Article Describes the Tech Fighting Back Against Chatbots, Text Generators

Just when we thought we had found the answer to unlimited creative content using chatbots or AI-assisted text generators, a writer named Melissa Morrone lets all the air out of that balloon.

Writing for the site fastcompany.com Marrone brings up three different detection tools that are or will soon be available. Teachers, publishers, and even HR departments will be pleased to hear about these programs. Here is how she begins:

“We asked ChatGPT to ‘write an article about tools to detect if the text is written by ChatGPT’ and fed the results to the tools below. All of them determined—or suspected—that the text had probably been written by an AI. Then we fed the text of this article to these same tools—and, thankfully, they confirmed our humanity.”

GPT-2 Output Detector

OpenAI has been wowing the internet with its efforts to replicate human intelligence and artistic ability since way back in 2015. But this past November, the company finally went mega-viral with the release of the AI text generator ChatGPT. Users of the beta tool posted examples of AI-generated text responses to prompts that looked so legit, it struck fear in the hearts of teachers and even made Google worry that the tool would kill its search business.

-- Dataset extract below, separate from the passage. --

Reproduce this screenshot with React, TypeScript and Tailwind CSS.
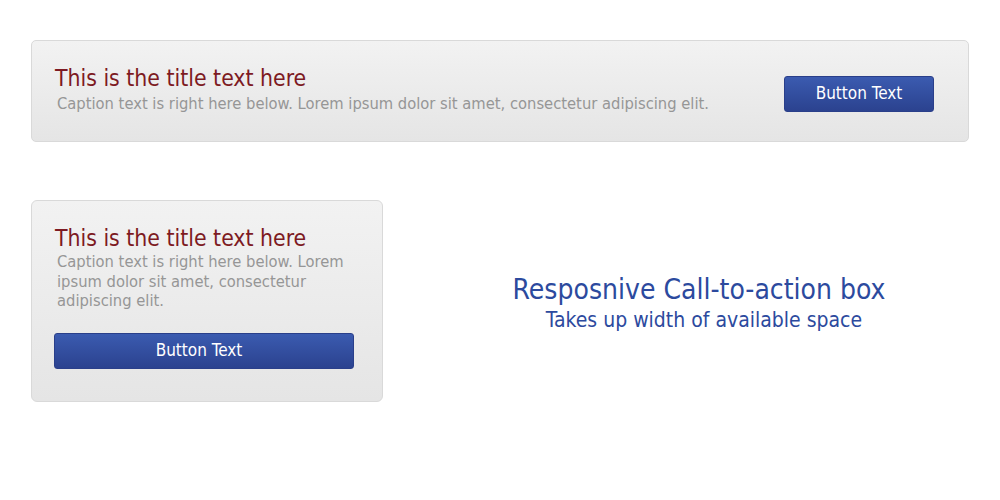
const font = { fontFamily: '"DejaVu Sans Condensed", "DejaVu Sans", sans-serif' };

function CtaButton({ className }: { className: string }) {
  return (
    <button
      className={`h-[36px] rounded-[3px] border border-[#2a3f8a] bg-gradient-to-b from-[#3b5bb0] to-[#2b428f] text-[17px] text-white ${className}`}
    >
      Button Text
    </button>
  );
}

export default function App() {
  return (
    <div className="w-[1000px] h-[500px] bg-white" style={font}>
      <div className="pt-[40px] px-[31px]">
        <div className="flex items-center justify-between h-[102px] pl-[23px] pr-[34px] rounded-[5px] border border-[#d9d9d9] bg-gradient-to-b from-[#f2f2f2] to-[#e5e5e5]">
          <div className="-mt-[3px]">
            <div className="text-[22.8px] leading-[25px] text-[#7d1a22]">This is the title text here</div>
            <div className="mt-[3px] pl-[2px] text-[16.4px] leading-[20px] text-[#969696]">
              Caption text is right here below. Lorem ipsum dolor sit amet, consectetur adipiscing elit.
            </div>
          </div>
          <CtaButton className="w-[150px] mt-[5px]" />
        </div>
      </div>

      <div className="flex items-center mt-[58px] px-[31px]">
        <div className="w-[352px] h-[202px] pt-[24px] pl-[23px] pr-[22px] rounded-[6px] border border-[#d9d9d9] bg-gradient-to-b from-[#f2f2f2] to-[#e5e5e5]">
          <div className="text-[22.8px] leading-[26px] text-[#7d1a22]">This is the title text here</div>
          <div className="mt-[1px] pl-[2px] text-[16.4px] leading-[19.5px] text-[#969696]">
            Caption text is right here below. Lorem ipsum dolor sit amet, consectetur adipiscing elit.
          </div>
          <CtaButton className="w-[300px] mt-[22px] -ml-[1px] pr-[10px]" />
        </div>
        <div className="flex-1 pt-[5px] text-center text-[#2c4a9e]">
          <div className="text-[28px] leading-[32px] pl-[46px]">Resposnive Call-to-action box</div>
          <div className="text-[21px] leading-[28px] pl-[56px]">Takes up width of available space</div>
        </div>
      </div>
    </div>
  );
}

Marrone goes on to say who better to build a chatbot detector than the engineers who invented them?

The online demo of the GPT-2 output detector model lets you paste the text into a box and immediately see the likelihood that the text was written by AI. According to research from OpenAI, the tool has a relatively high detection rate, but “needs to be paired with metadata-based approaches, human judgment, and public education to be more effective.”

GLTR (Giant Language Model Test Room)

This next detector comes from the minds at MIT.

When OpenAI released GPT-2 in 2019, the folks from the MIT-IBM Watson AI Lab and the Harvard Natural Language Processing Group joined forces to create an algorithm that attempts to detect if the text was written by a bot.

A computer-generated text might look like it was written by a human, but a human writer is more likely to select unpredictable words. Using the “it takes one to know one” method, if the GLTR algorithm can predict the next word in a sentence, then it will assume that sentence has been written by a bot.

GPTZero

Last week Seeflection.com mentioned the inventor of this final program that Marrone includes in her article.

Edward Tian was busy on New Year’s Eve creating GPTZero, an app that can help determine if a text has been written by a human or a bot. As a 22-year-old senior at Princeton, Tian understands how college professors might have a vested interest in detecting “AIgiarism” (plagiarism, but with the help of AI.)

Tian says his tool measures randomness in sentences (“perplexity”) plus overall randomness (“burstiness”) to calculate the probability that the text was written by ChatGPT. Since tweeting about GPTZero on January 2, Tian says he’s already been approached by VCs wanting to invest and will be developing updated versions soon.

Up next in the chatbot versus detector saga? Watermarks.